**What you will do:** Identify all lines in the listing that include the word "code", and copy them out.

**Dataset excerpt:**

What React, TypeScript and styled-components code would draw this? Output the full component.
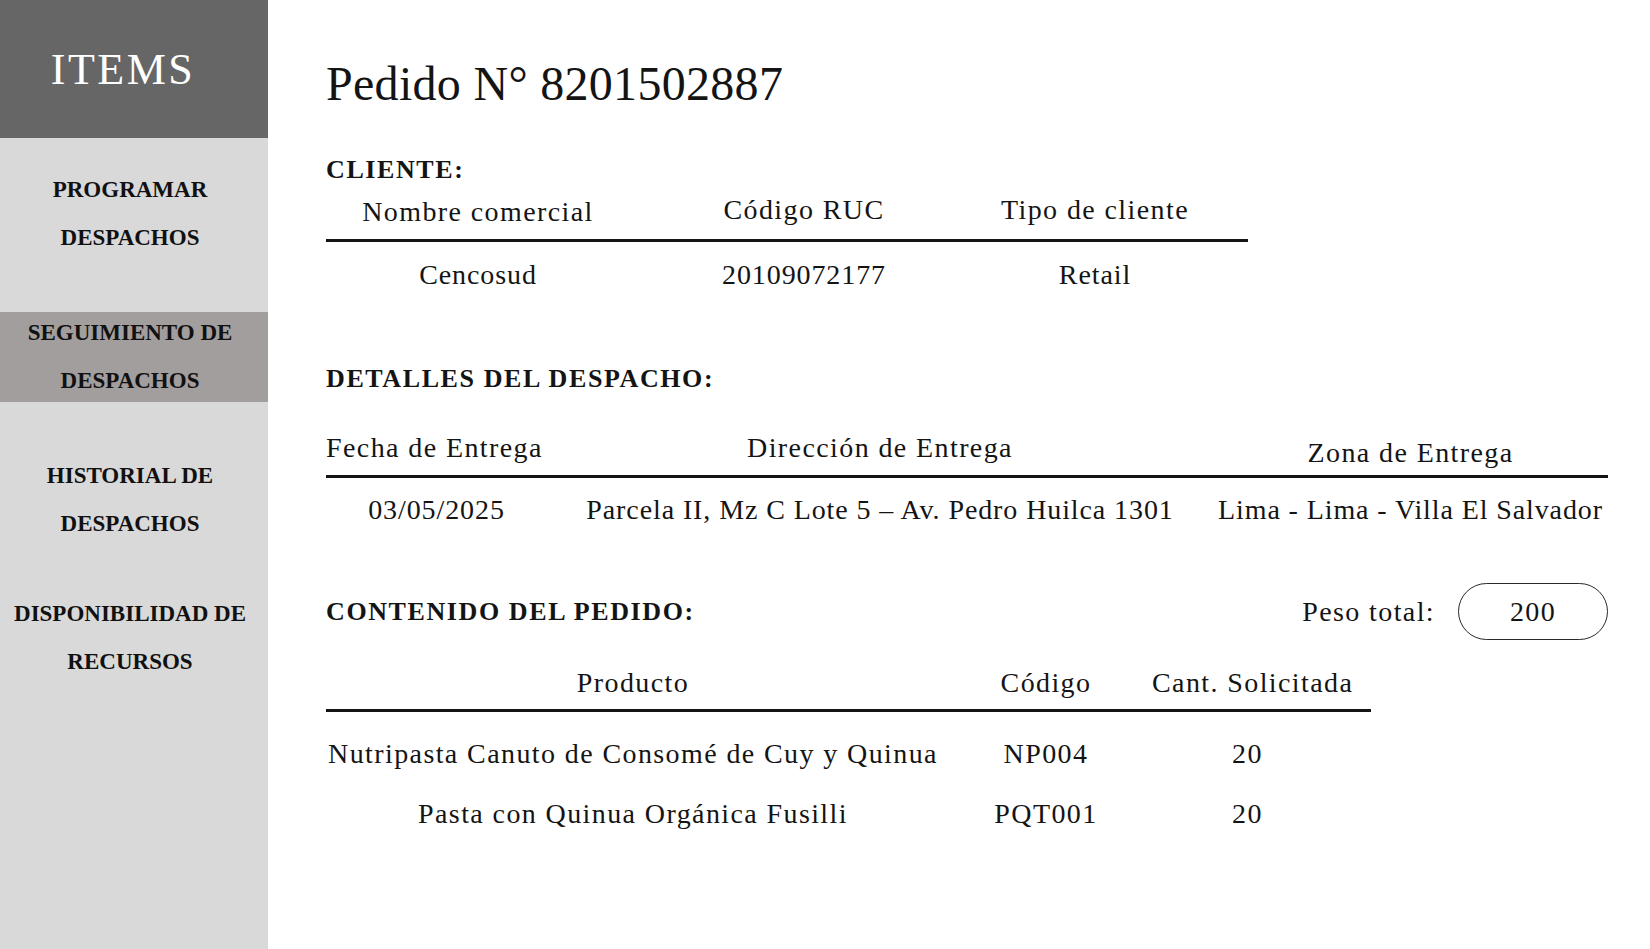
import styled, { createGlobalStyle } from "styled-components";

const GlobalStyle = createGlobalStyle`
  html, body {
    margin: 0;
    padding: 0;
    background: #ffffff;
  }
  body {
    font-family: "Liberation Serif", "Times New Roman", serif;
    color: #141414;
  }
`;

const Layout = styled.div`
  display: flex;
  min-height: 100vh;
`;

const Sidebar = styled.aside`
  width: 268px;
  flex-shrink: 0;
  background: #d9d9d9;
  display: flex;
  flex-direction: column;
`;

const Brand = styled.div`
  height: 138px;
  background: #666666;
  color: #ffffff;
  font-size: 44px;
  letter-spacing: 2.5px;
  display: flex;
  align-items: center;
  justify-content: center;
  padding-right: 22px;
`;

const Menu = styled.nav`
  display: flex;
  flex-direction: column;
  gap: 53px;
  padding: 31px 8px 0 0;
`;

const MenuItem = styled.div<{ $active?: boolean }>`
  height: 90px;
  display: flex;
  flex-direction: column;
  justify-content: center;
  align-items: center;
  background: ${({ $active }) => ($active ? "#a39e9e" : "transparent")};
  font-size: 23px;
  font-weight: 700;
  line-height: 48px;
  color: #111111;
  text-align: center;
  white-space: nowrap;
  margin-right: ${({ $active }) => ($active ? "-8px" : "0")};
  padding-right: ${({ $active }) => ($active ? "8px" : "0")};

  &:last-child {
    margin-top: -5px;
  }
`;

const Main = styled.main`
  flex: 1;
  min-width: 0;
  padding: 55px 42px 40px 58px;
  display: flex;
  flex-direction: column;
`;

const Title = styled.h1`
  margin: 0;
  font-size: 48px;
  font-weight: 400;
  line-height: 58px;
  letter-spacing: 0.3px;
`;

const SectionTitle = styled.h2<{ $top?: number }>`
  margin: ${({ $top }) => $top ?? 0}px 0 0;
  font-size: 26px;
  font-weight: 700;
  line-height: 30px;
  letter-spacing: 1.6px;
`;

const Table = styled.div<{ $width: string; $top: number }>`
  width: ${({ $width }) => $width};
  margin-top: ${({ $top }) => $top}px;
  font-size: 28px;
  line-height: 34px;
  letter-spacing: 1.4px;
`;

const Row = styled.div<{
  $cols: string;
  $padTop?: number;
  $padBottom?: number;
  $padRight?: number;
  $head?: boolean;
  $tight?: boolean;
}>`
  display: grid;
  grid-template-columns: ${({ $cols }) => $cols};
  align-items: start;
  padding: ${({ $padTop }) => $padTop ?? 0}px ${({ $padRight }) => $padRight ?? 0}px
    ${({ $padBottom }) => $padBottom ?? 0}px 0;
  border-bottom: ${({ $head }) => ($head ? "3px solid #141414" : "none")};
  letter-spacing: ${({ $tight }) => ($tight ? "0.9px" : "inherit")};
`;

const Cell = styled.div<{ $align?: "left" | "center"; $drop?: number }>`
  text-align: ${({ $align }) => $align ?? "center"};
  padding-top: ${({ $drop }) => $drop ?? 0}px;
  white-space: nowrap;
`;

const ContentBar = styled.div`
  display: flex;
  align-items: center;
  justify-content: space-between;
  height: 57px;
  margin-top: 56px;
`;

const Weight = styled.div`
  display: flex;
  align-items: center;
  gap: 23px;
  font-size: 28px;
  letter-spacing: 1.4px;
`;

const Pill = styled.div`
  width: 150px;
  height: 57px;
  box-sizing: border-box;
  border: 1.5px solid #2a2a2a;
  border-radius: 29px;
  display: flex;
  align-items: center;
  justify-content: center;
`;

const menu = [
  { lines: ["PROGRAMAR", "DESPACHOS"] },
  { lines: ["SEGUIMIENTO DE", "DESPACHOS"], active: true },
  { lines: ["HISTORIAL DE", "DESPACHOS"] },
  { lines: ["DISPONIBILIDAD DE", "RECURSOS"] },
];

const products = [
  { name: "Nutripasta Canuto de Consomé de Cuy y Quinua", code: "NP004", qty: 20 },
  { name: "Pasta con Quinua Orgánica Fusilli", code: "PQT001", qty: 20 },
];

const clientCols = "304px 348px 234px";
const detailCols = "221px 666px 1fr";
const productCols = "614px 212px 1fr";

const App = () => (
  <Layout>
    <GlobalStyle />
    <Sidebar>
      <Brand>ITEMS</Brand>
      <Menu>
        {menu.map((item) => (
          <MenuItem key={item.lines.join(" ")} $active={item.active}>
            {item.lines.map((line) => (
              <span key={line}>{line}</span>
            ))}
          </MenuItem>
        ))}
      </Menu>
    </Sidebar>

    <Main>
      <Title>Pedido N° 8201502887</Title>

      <SectionTitle $top={42}>CLIENTE:</SectionTitle>
      <Table $width="922px" $top={8}>
        <Row $cols={clientCols} $padBottom={10} $head>
          <Cell $drop={2}>Nombre comercial</Cell>
          <Cell>Código RUC</Cell>
          <Cell>Tipo de cliente</Cell>
        </Row>
        <Row $cols={clientCols} $padTop={16} $tight>
          <Cell>Cencosud</Cell>
          <Cell>20109072177</Cell>
          <Cell>Retail</Cell>
        </Row>
      </Table>

      <SectionTitle $top={72}>DETALLES DEL DESPACHO:</SectionTitle>
      <Table $width="100%" $top={37}>
        <Row $cols={detailCols} $padBottom={5} $head>
          <Cell $align="left">Fecha de Entrega</Cell>
          <Cell>Dirección de Entrega</Cell>
          <Cell $drop={5}>Zona de Entrega</Cell>
        </Row>
        <Row $cols={detailCols} $padTop={15} $tight>
          <Cell>03/05/2025</Cell>
          <Cell>Parcela II, Mz C Lote 5 – Av. Pedro Huilca 1301</Cell>
          <Cell>Lima - Lima - Villa El Salvador</Cell>
        </Row>
      </Table>

      <ContentBar>
        <SectionTitle>CONTENIDO DEL PEDIDO:</SectionTitle>
        <Weight>
          <span>Peso total:</span>
          <Pill>200</Pill>
        </Weight>
      </ContentBar>

      <Table $width="1045px" $top={26}>
        <Row $cols={productCols} $padBottom={9} $padRight={28} $head>
          <Cell>Producto</Cell>
          <Cell>Código</Cell>
          <Cell>Cant. Solicitada</Cell>
        </Row>
        {products.map((p, i) => (
          <Row key={p.code} $cols={productCols} $padRight={28} $padTop={i === 0 ? 25 : 26}>
            <Cell>{p.name}</Cell>
            <Cell>{p.code}</Cell>
            <Cell>{p.qty}</Cell>
          </Row>
        ))}
      </Table>
    </Main>
  </Layout>
);

export default App;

**Completed task:**
What React, TypeScript and styled-components code would draw this? Output the full component.
  { name: "Nutripasta Canuto de Consomé de Cuy y Quinua", code: "NP004", qty: 20 },
  { name: "Pasta con Quinua Orgánica Fusilli", code: "PQT001", qty: 20 },
          <Row key={p.code} $cols={productCols} $padRight={28} $padTop={i === 0 ? 25 : 26}>
            <Cell>{p.code}</Cell>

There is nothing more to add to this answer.